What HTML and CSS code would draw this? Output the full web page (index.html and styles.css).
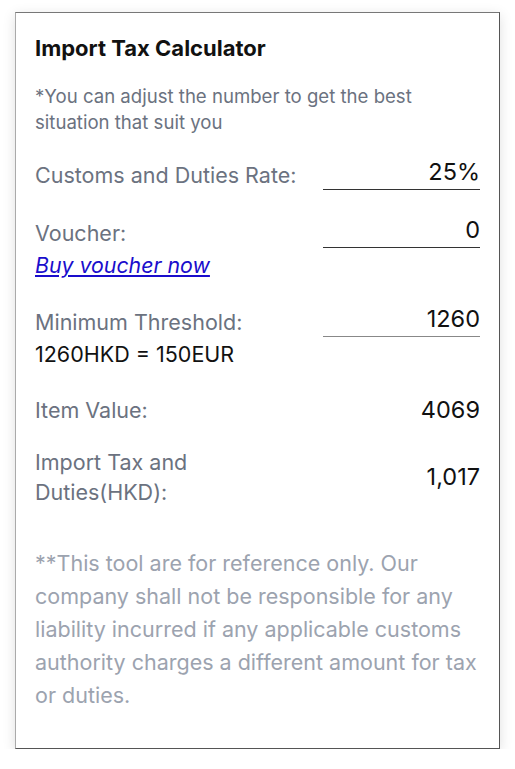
FILE: index.html
```html
<!DOCTYPE html>
<html>
<head>
<meta charset="utf-8">
<link rel="stylesheet" href="styles.css">
</head>
<body>
<div class="card">
  <h1 class="title">Import Tax Calculator</h1>
  <p class="hint">*You can adjust the number to get the best situation that suit you</p>

  <div class="row row-rate">
    <div class="label">Customs and Duties Rate:</div>
    <div class="input">25%</div>
  </div>

  <div class="row row-voucher">
    <div class="label">Voucher:</div>
    <div class="input">0</div>
  </div>
  <a class="link" href="#">Buy voucher now</a>

  <div class="row row-threshold">
    <div class="label">Minimum Threshold:</div>
    <div class="input input-light">1260</div>
  </div>
  <div class="note">1260HKD = 150EUR</div>

  <div class="row row-item">
    <div class="label">Item Value:</div>
    <div class="value">4069</div>
  </div>

  <div class="row row-tax">
    <div class="label">Import Tax and<br>Duties(HKD):</div>
    <div class="value">1,017</div>
  </div>

  <p class="disclaimer">**This tool are for reference only. Our company shall not be responsible for any liability incurred if any applicable customs authority charges a different amount for tax or duties.</p>
</div>
</body>
</html>
```

FILE: styles.css
```css
* { box-sizing: border-box; }
html, body { margin: 0; padding: 0; background: #fff; }
body { font-family: Inter, "Noto Sans", sans-serif; }

.card {
  margin: 12px 0 0 15px;
  width: 485px;
  height: 737px;
  border: 1px solid #555;
  border-top-color: #777;
  border-left-color: #aaa;
  box-shadow: 0 3px 12px rgba(0,0,0,0.13);
  padding: 20px 19px 0 19px;
  background: #fff;
}

.title {
  margin: 0;
  font-size: 22px;
  font-weight: 700;
  color: #111;
  line-height: 30px;
}

.hint {
  margin: 20px 0 0;
  font-size: 18.6px;
  line-height: 26px;
  color: #6b7280;
  width: 400px;
}

.row {
  display: flex;
  justify-content: space-between;
  align-items: flex-end;
}

.label {
  font-size: 21.5px;
  color: #6b7280;
  line-height: 30px;
}

.input {
  width: 157px;
  text-align: right;
  font-size: 23.5px;
  color: #111;
  border-bottom: 1px solid #333;
  line-height: 30px;
  padding-bottom: 2px;
}
.input-light { border-bottom-color: #888; }

.value {
  font-size: 23.5px;
  color: #111;
  line-height: 30px;
}

.row-rate { margin-top: 22px; }
.row-voucher { margin-top: 25px; }

.link {
  display: block;
  margin-top: 4px;
  font-size: 21.3px;
  font-style: italic;
  color: #1a0dcc;
  line-height: 26px;
  text-decoration: underline;
  width: max-content;
}

.row-threshold { margin-top: 26px; }

.note {
  margin-top: 4px;
  font-size: 21.5px;
  color: #111;
  line-height: 26px;
}

.row-item { margin-top: 28px; align-items: center; }
.row-tax { margin-top: 22px; align-items: center; }

.disclaimer {
  margin: 40px 0 0;
  font-size: 21.5px;
  line-height: 33px;
  color: #9ca3af;
}
```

TASK TO CARRY OUT ▸ Exactly as written, return every line of the listing, but not the pictures.

ANSWER ▸
What HTML and CSS code would draw this? Output the full web page (index.html and styles.css).
FILE: index.html
```html
<!DOCTYPE html>
<html>
<head>
<meta charset="utf-8">
<link rel="stylesheet" href="styles.css">
</head>
<body>
<div class="card">
  <h1 class="title">Import Tax Calculator</h1>
  <p class="hint">*You can adjust the number to get the best situation that suit you</p>

  <div class="row row-rate">
    <div class="label">Customs and Duties Rate:</div>
    <div class="input">25%</div>
  </div>

  <div class="row row-voucher">
    <div class="label">Voucher:</div>
    <div class="input">0</div>
  </div>
  <a class="link" href="#">Buy voucher now</a>

  <div class="row row-threshold">
    <div class="label">Minimum Threshold:</div>
    <div class="input input-light">1260</div>
  </div>
  <div class="note">1260HKD = 150EUR</div>

  <div class="row row-item">
    <div class="label">Item Value:</div>
    <div class="value">4069</div>
  </div>

  <div class="row row-tax">
    <div class="label">Import Tax and<br>Duties(HKD):</div>
    <div class="value">1,017</div>
  </div>

  <p class="disclaimer">**This tool are for reference only. Our company shall not be responsible for any liability incurred if any applicable customs authority charges a different amount for tax or duties.</p>
</div>
</body>
</html>
```

FILE: styles.css
```css
* { box-sizing: border-box; }
html, body { margin: 0; padding: 0; background: #fff; }
body { font-family: Inter, "Noto Sans", sans-serif; }

.card {
  margin: 12px 0 0 15px;
  width: 485px;
  height: 737px;
  border: 1px solid #555;
  border-top-color: #777;
  border-left-color: #aaa;
  box-shadow: 0 3px 12px rgba(0,0,0,0.13);
  padding: 20px 19px 0 19px;
  background: #fff;
}

.title {
  margin: 0;
  font-size: 22px;
  font-weight: 700;
  color: #111;
  line-height: 30px;
}

.hint {
  margin: 20px 0 0;
  font-size: 18.6px;
  line-height: 26px;
  color: #6b7280;
  width: 400px;
}

.row {
  display: flex;
  justify-content: space-between;
  align-items: flex-end;
}

.label {
  font-size: 21.5px;
  color: #6b7280;
  line-height: 30px;
}

.input {
  width: 157px;
  text-align: right;
  font-size: 23.5px;
  color: #111;
  border-bottom: 1px solid #333;
  line-height: 30px;
  padding-bottom: 2px;
}
.input-light { border-bottom-color: #888; }

.value {
  font-size: 23.5px;
  color: #111;
  line-height: 30px;
}

.row-rate { margin-top: 22px; }
.row-voucher { margin-top: 25px; }

.link {
  display: block;
  margin-top: 4px;
  font-size: 21.3px;
  font-style: italic;
  color: #1a0dcc;
  line-height: 26px;
  text-decoration: underline;
  width: max-content;
}

.row-threshold { margin-top: 26px; }

.note {
  margin-top: 4px;
  font-size: 21.5px;
  color: #111;
  line-height: 26px;
}

.row-item { margin-top: 28px; align-items: center; }
.row-tax { margin-top: 22px; align-items: center; }

.disclaimer {
  margin: 40px 0 0;
  font-size: 21.5px;
  line-height: 33px;
  color: #9ca3af;
}
```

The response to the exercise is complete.